A data warehouse typically differs from an OLTP database in terms of both significantly larger sizes for data pages as well as in the volume of data inserted in bulk. The traditional B+ Tree and its variants, while still a popular candidate for supporting point and range queries, can become very memory intensive for insert and delete operations under these more stringent requirements. Since typical insert and delete sets for modern data warehouse applications may contain millions of records, maximizing performance of such bulk insert operations is critical for frequently updated warehouses. In this paper, we analyze and measure memory related costs of B+ Tree inserts and illustrate that their performance can be unacceptable for high volume inserts when large data pages are used. We introduce the RB+ tree as a general purpose index that addresses the memory bandwidth issues while not compromising I/O performance.

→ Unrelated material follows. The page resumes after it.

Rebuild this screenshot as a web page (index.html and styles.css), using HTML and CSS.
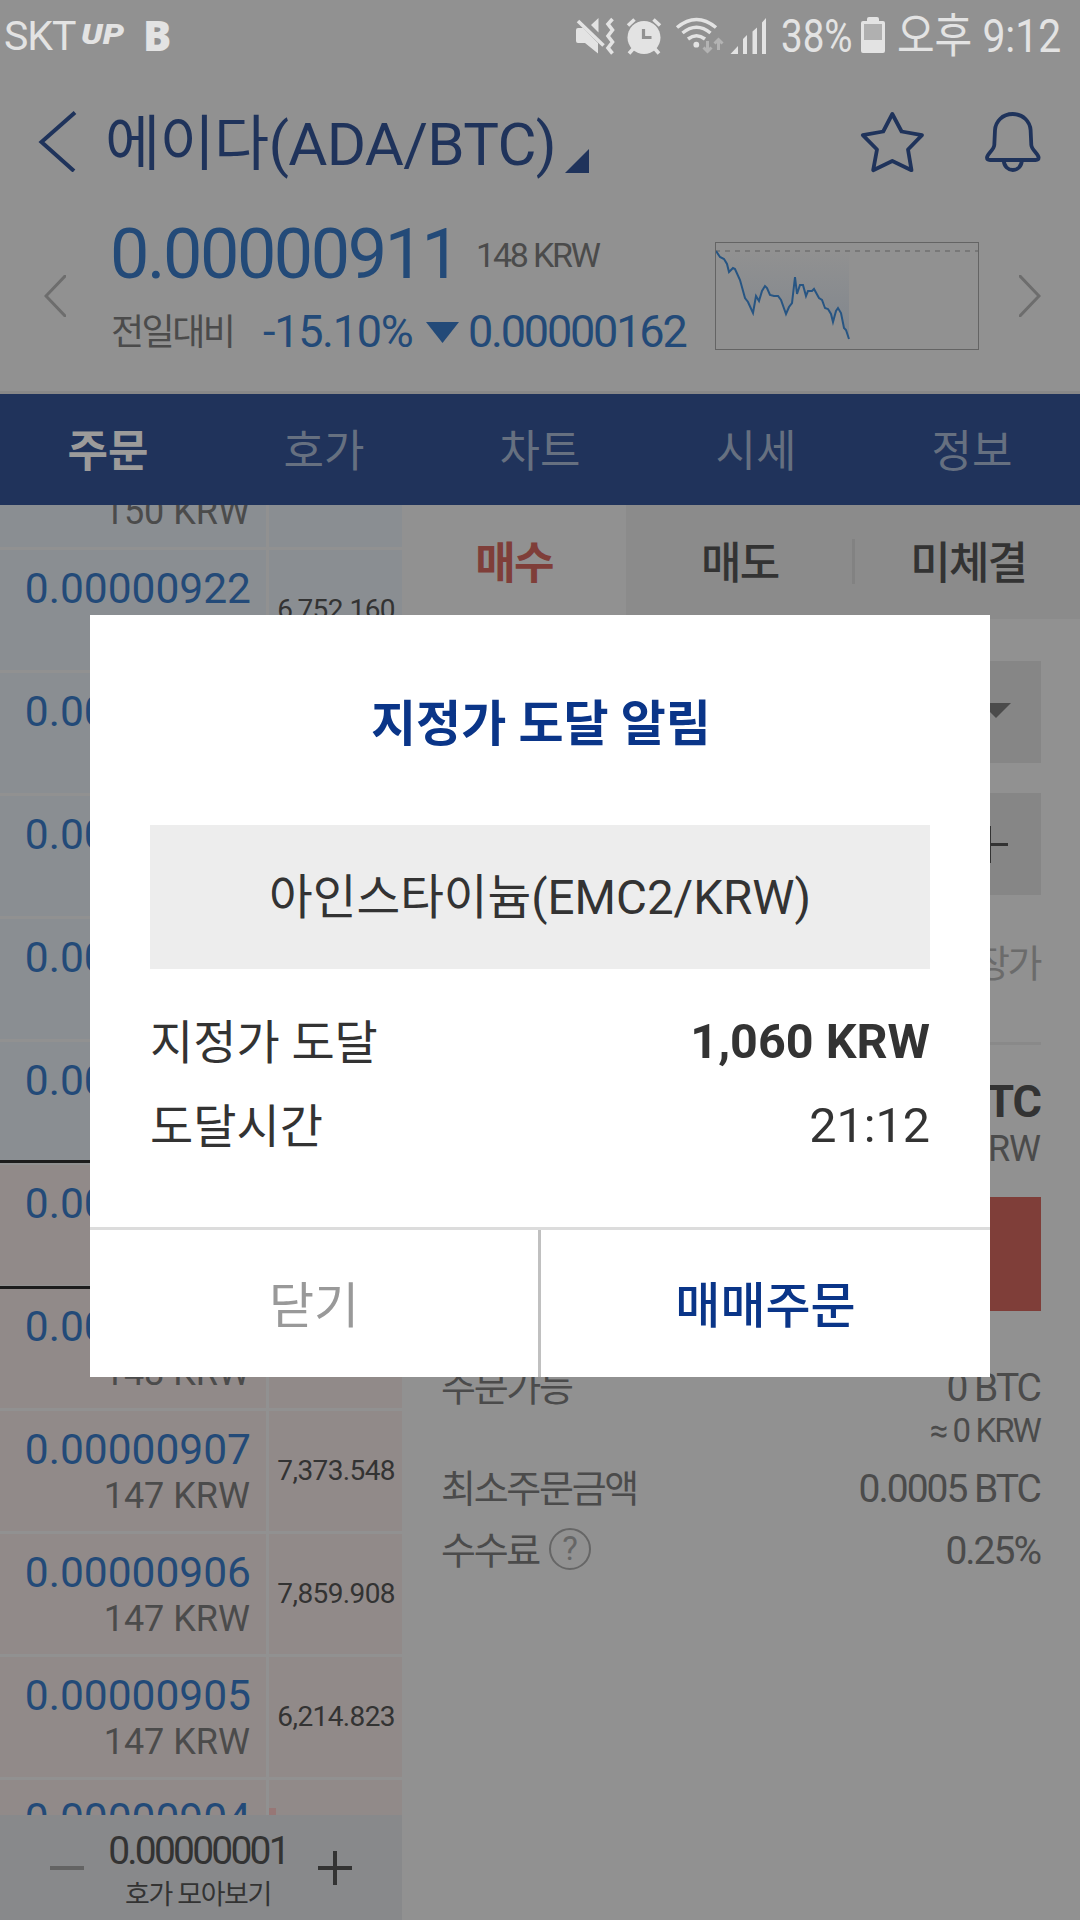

The RB+ tree uses persistent red− black binary trees instead of sorted records for leaf pages. This organization reduces insert and delete costs while preserving query performance, making it a more suitable format for a general purpose warehouse index. We have implemented both an RB+ tree and a B+ tree index within the same framework using C++ templates. Our experimental results confirm our expectations that for high volume inserts, the RB+ tree greatly outperforms the B+ tree (in certain scenarios 100 fold or better) while exhibiting performance comparable to that of the B+ tree for other operations. We expect the RB+ tree to be a practical addition to databases that support large data pages.
Deschler, Kurt W.
, Rundensteiner, Elke A.
(2001). B+ Retake: Sustaining High Volume Inserts into Large Data Pages. .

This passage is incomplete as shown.